If you’re ready to start seriously studying the Bible, chances are that you’ve already looked at your local bookstore or browsed online for a Bible. After staring at hundreds of different available Bibles, you may have felt so overwhelmed that you just went home empty-handed. It’s understandable, really, that you might feel frustrated by just how many different Bibles there are on the market. To narrow the market and help your study, you might want to check into getting a study Bible—a Bible with more notes, diagrams, and charts than a typical Bible that help when you don’t know the original languages, historical context, or references to other Scriptures. Here are some considerations for buying a study Bible.
First off, choose the translation that you want. Most new Christians choose to use the New International Version (NIV) or New American Standard Bible (NASB) translations because they are written in language that is easy for anyone to understand. Other versions, like the English Standard Version (ESV) are sometimes more difficult to read, since it translates mostly word-for-word, instead of just conveying the general meaning. If you attend a conservative church or you’re more comfortable with heavy language (or you like the “thee’s” and “thou’s”) you might prefer the King James Version (KJV). This is the most widely-used translation. If you’re artsy or you prefer that your books read more like movies, you could consider The Voice translation. The Voice is a newer translation that is written as a screenplay. While some readers might find this frustrating, others may really enjoy this version. Overall, when thinking about a Bible translation, you must decide based on your own theological beliefs, language preferences, and needs.

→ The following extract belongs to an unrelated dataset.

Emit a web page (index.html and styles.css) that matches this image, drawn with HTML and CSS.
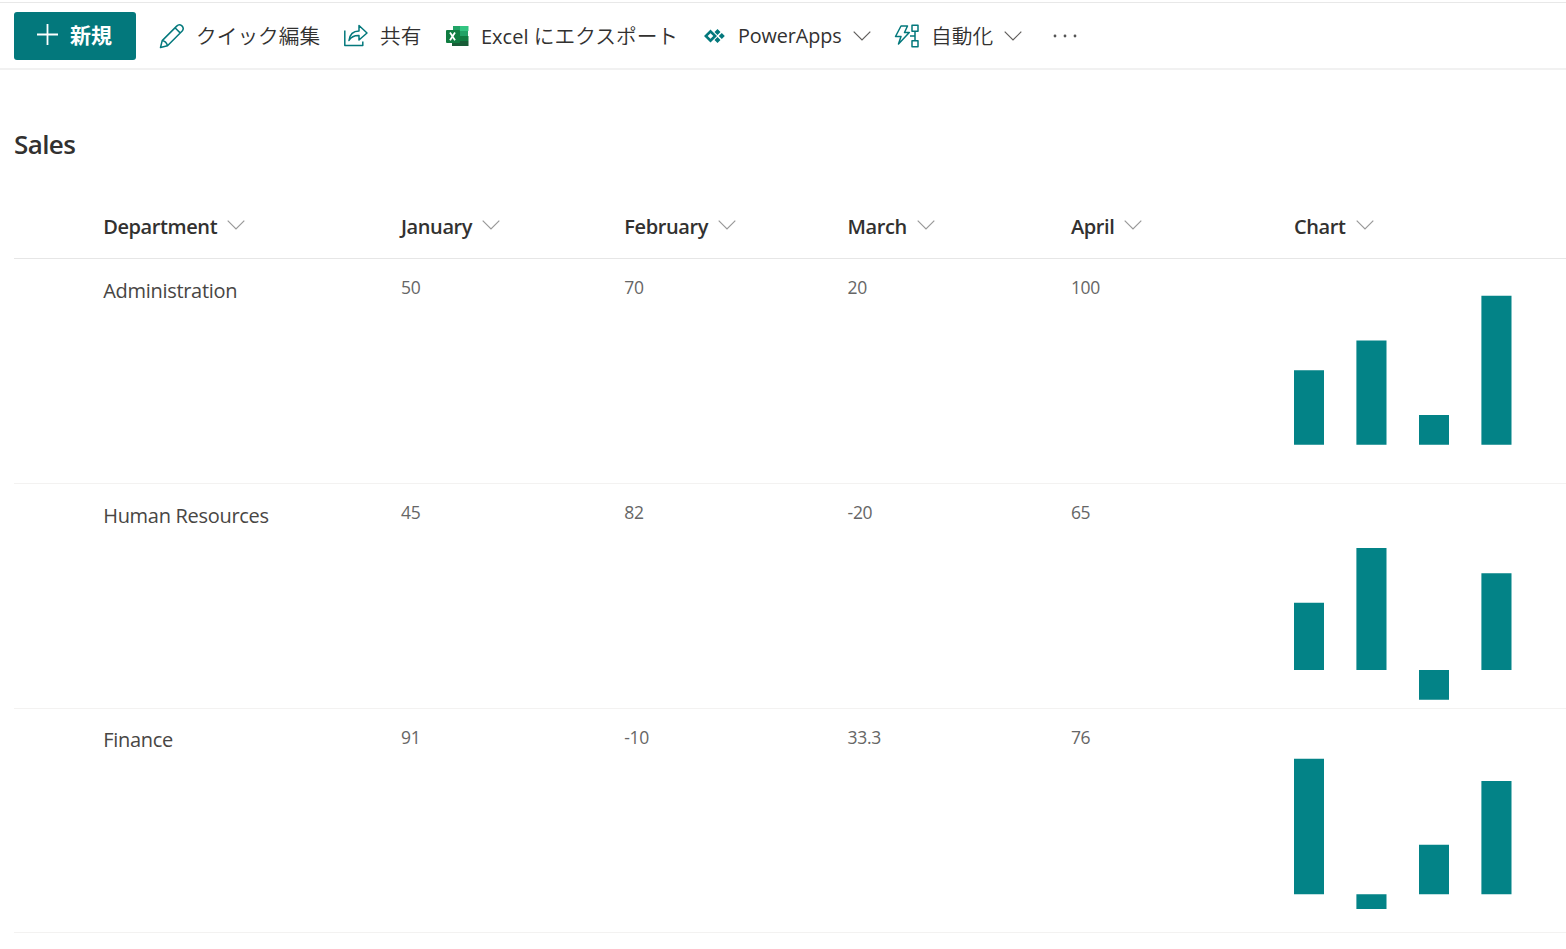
FILE: index.html
```html
<!DOCTYPE html>
<html lang="ja">
<head>
<meta charset="utf-8">
<title>Sales</title>
<link rel="stylesheet" href="styles.css">
</head>
<body>
<nav class="commands">
  <button class="new"><svg width="22" height="22" viewBox="0 0 22 22"><path d="M10.5 1v21M0 11.5h21" stroke="#fff" stroke-width="1.8"/></svg><span>新規</span></button>
  <button class="cmd edit"><svg class="icon" width="26" height="26" viewBox="0 0 26 26"><path d="M1.5 24.5L3.2 17.6L17.7 3.1Q20 .8 22.7 2.6Q25.5 5.2 23.2 8L8.5 22.7ZM3.2 17.6Q7.2 18.3 8.5 22.7M16 4.8L21.4 10.1"/></svg><span class="label">クイック編集</span></button>
  <button class="cmd share"><svg class="icon" width="26" height="26" viewBox="0 0 26 26"><path d="M1.8 7.5V22.5H19.8V18.5M6 17.5Q7.2 8 16 8V2.5L24 10L16 17V12.5Q9 12.3 6 17.5Z"/></svg><span class="label">共有</span></button>
  <button class="cmd excel"><svg width="24" height="22" viewBox="0 0 24 22"><path fill="#21a366" d="M7 1h15v20H7z"/><path fill="#33c481" d="M14 1h8.5v5H14z"/><path fill="#107c41" d="M14 11h8.5v5H14z"/><path fill="#185c37" d="M6 11h8v5h8.5v5H6z"/><path fill="#17864c" d="M6 6h8v5H6z"/><rect y="5" width="14" height="13" rx="1" fill="#107c41"/><path d="M4 7.5L9 15.3M9 7.5L4 15.3" stroke="#fff" stroke-width="1.8"/></svg><span class="label"><span class="latin">Excel</span> にエクスポート</span></button>
  <button class="cmd apps"><svg width="23" height="16" viewBox="0 0 23 16"><path fill="#03787c" fill-rule="evenodd" d="M1 8L7.5 1.5L14 8L7.5 14.5ZM4.7 8L7.5 10.8L10.3 8L7.5 5.2Z"/><path fill="#03787c" d="M11.5 4l3-3 3 3-3 3zM15.8 8l3-3 3 3-3 3zM11.5 12l3-3 3 3-3 3z"/></svg><span class="label">PowerApps</span><svg class="chev" width="18" height="10" viewBox="0 0 18 10"><path d="M.7.7L9 9L17.3.7"/></svg></button>
  <button class="cmd auto"><svg class="icon" width="26" height="26" viewBox="0 0 26 26"><path d="M7 3H13.5L10.5 9.5H15.3L4.5 21L7 13.5H1.5ZM18 2.2h6v6h-6zM18 17.7h6v6h-6zM21 8.2v9.5M21 13h-5"/></svg><span class="label">自動化</span><svg class="chev" width="18" height="10" viewBox="0 0 18 10"><path d="M.7.7L9 9L17.3.7"/></svg></button>
  <button class="cmd more" aria-label="その他"><svg width="24" height="4" viewBox="0 0 24 4" fill="#555"><circle cx="2" cy="2" r="1.4"/><circle cx="12" cy="2" r="1.4"/><circle cx="22" cy="2" r="1.4"/></svg></button>
</nav>
<main class="list">
  <h1 class="title">Sales</h1>
  <div class="row head">
    <div></div>
    <div class="column">Department<svg class="chev" width="18" height="10" viewBox="0 0 18 10"><path d="M.7.7L9 9L17.3.7"/></svg></div>
    <div class="column">January<svg class="chev" width="18" height="10" viewBox="0 0 18 10"><path d="M.7.7L9 9L17.3.7"/></svg></div>
    <div class="column">February<svg class="chev" width="18" height="10" viewBox="0 0 18 10"><path d="M.7.7L9 9L17.3.7"/></svg></div>
    <div class="column">March<svg class="chev" width="18" height="10" viewBox="0 0 18 10"><path d="M.7.7L9 9L17.3.7"/></svg></div>
    <div class="column">April<svg class="chev" width="18" height="10" viewBox="0 0 18 10"><path d="M.7.7L9 9L17.3.7"/></svg></div>
    <div class="column">Chart<svg class="chev" width="18" height="10" viewBox="0 0 18 10"><path d="M.7.7L9 9L17.3.7"/></svg></div>
  </div>
  <div class="row item">
    <div></div><div class="name">Administration</div><div class="num">50</div><div class="num">70</div><div class="num">20</div><div class="num">100</div>
    <svg class="chart" width="224" height="224" viewBox="0 0 224 224"><path d="M0 111.2h30v74.5H0zM62.4 81.4h30.1v104.3H62.4zM125 156h30v29.7h-30zM187.4 36.8h30.1v148.9h-30.1z"/></svg>
  </div>
  <div class="row item">
    <div></div><div class="name">Human Resources</div><div class="num">45</div><div class="num">82</div><div class="num">-20</div><div class="num">65</div>
    <svg class="chart" width="224" height="224" viewBox="0 0 224 224"><path d="M0 118.7h30V186H0zM62.4 63.9h30.1V186H62.4zM125 186h30v29.7h-30zM187.4 89.2h30.1V186h-30.1z"/></svg>
  </div>
  <div class="row item">
    <div></div><div class="name">Finance</div><div class="num">91</div><div class="num">-10</div><div class="num">33.3</div><div class="num">76</div>
    <svg class="chart" width="224" height="223" viewBox="0 0 224 223"><path d="M0 49.7h30v135.6H0zM62.4 185.3h30.1v14.8H62.4zM125 135.7h30v49.6h-30zM187.4 72.1h30.1v113.2h-30.1z"/></svg>
  </div>
</main>
</body>
</html>
```
FILE: styles.css
```css
* { box-sizing: border-box; }
body {
  margin: 0;
  padding-top: 2px;
  overflow: hidden;
  background: #fff;
  color: #323130;
  font-family: "Open Sans", "Noto Sans CJK JP", sans-serif;
}
button {
  border: 0;
  padding: 0;
  background: none;
  color: inherit;
  font: inherit;
}
svg { display: block; flex: none; }
.commands {
  display: flex;
  align-items: center;
  height: 68px;
  padding-left: 14px;
  border-top: 1px solid #e8e8e8;
  border-bottom: 2px solid #f1f1f1;
}
.new {
  display: flex;
  align-items: center;
  gap: 11px;
  width: 122px;
  height: 48px;
  margin-right: 23px;
  padding: 0 0 3px 23px;
  border-radius: 3px;
  background: #03787c;
  color: #fff;
  font-size: 21px;
  font-weight: 700;
  white-space: nowrap;
}
.cmd {
  display: flex;
  align-items: center;
  height: 48px;
  font-size: 20px;
  font-weight: 400;
  white-space: nowrap;
}
.label {
  padding-bottom: 2px;
  font-weight: 350;
  font-size: 20.7px;
}
.icon {
  fill: none;
  stroke: #03787c;
  stroke-width: 1.5;
  stroke-linejoin: round;
}
.chev { fill: none; stroke: #605e5c; stroke-width: 1.2; }
.edit { width: 184px; gap: 11px; }
.share { width: 103px; gap: 11px; }
.excel { width: 257px; gap: 11px; }
.excel .label { letter-spacing: 0; }
.latin { font-size: 20px; font-weight: 400; }
.apps { width: 191px; gap: 12px; }
.apps .label { width: 103px; padding-bottom: 0; font-size: 19.8px; font-weight: 400; letter-spacing: -.1px; }
.auto { width: 159px; gap: 11px; }
.list { padding-left: 14px; }
.title {
  height: 125px;
  margin: 0;
  padding-top: 56px;
  font-size: 26px;
  font-weight: 600;
  line-height: 36px;
  letter-spacing: -.6px;
}
.row {
  display: grid;
  grid-template-columns: 89.2px 297.8px 223.3px 223.3px 223.3px 223.1px 1fr;
}
.head { height: 64px; border-bottom: 1px solid #e6e6e6; }
.column {
  display: flex;
  align-items: center;
  gap: 10px;
  height: 64px;
  padding-bottom: 2px;
  font-size: 20px;
  font-weight: 600;
  letter-spacing: -.4px;
}
.column .chev { margin-bottom: 2px; stroke: #999; }
.item { height: 225px; border-bottom: 1px solid #f3f2f1; }
.item:last-child { height: 224px; }
.name {
  padding-top: 18px;
  color: #484644;
  font-size: 20px;
  line-height: 28px;
  letter-spacing: -.3px;
}
.item:last-child .name { padding-top: 17px; }
.num {
  padding-top: 15px;
  color: #666;
  font-size: 17.5px;
  line-height: 26px;
  letter-spacing: -.3px;
}
.chart { fill: #038387; }
```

After you’ve picked a version of the Bible that you’re comfortable with, you’ll want to decide whether you want a devotional Bible or not. A devotional Bible is going to offer short lessons throughout the entire book. For instance, the NIV Life Application Study Bible features practical lessons, application notes, and character studies describing how Scripture translates into our lives today. Many devotional Bibles focus on specific topics for couples, men, women, or teens. Some readers love that this approach makes the Bible easier to understand, while others find it distracting. Other special types of study Bibles include special interest Bibles like the Apologetics Bible, or Bibles with commentary by a notable figure, like the John MacArthur Study Bible. No matter what your personal preference might be, you’ll be able to find something that you like and speaks to your unique interests.
Another consideration when you go Bible-shopping is to decide how you want the words organized. Do you want to write notes in your Bible? Do you plan to underline paragraphs and phrases as you read? Pay attention to the margin spaces and the “white spaces” on each page. If you want to write in your Bible, make sure that you select a copy that has wide margins. Some Bibles have very narrow margins and while there’s nothing wrong with this, you could begin to feel frustrated if you were hoping to be able to take notes in your book. Also, check to see if the font size is readable, so you can see what you are reading. Remember, the more extra space and the larger the words, the bigger and heavier the whole book will be.
Finally, it may serve you well to pick up the Bible that you plan to buy before you actually purchase it. Carry it around the store. Put it down on a table and pick it back up, then walk around with it some more. Is the Bible easy to carry? Will it fit in your purse or tote bag? Is it bulky? If you plan to bring this Bible to church with you, make sure that it’s something you can easily transport. Since many Bibles are not bought online, you may have some difficulties telling what kind of size it is. However, the product description should list weight and size, and you can always check reviews.
Study bibles come in a multitude of translations, with a diversity of study content, and in varying styles. Somewhere there is a study Bible that fits your spiritual walk perfectly. Once you go through the steps mentioned above and done some comparisons, you can locate that perfect study Bible, the one that is right for you.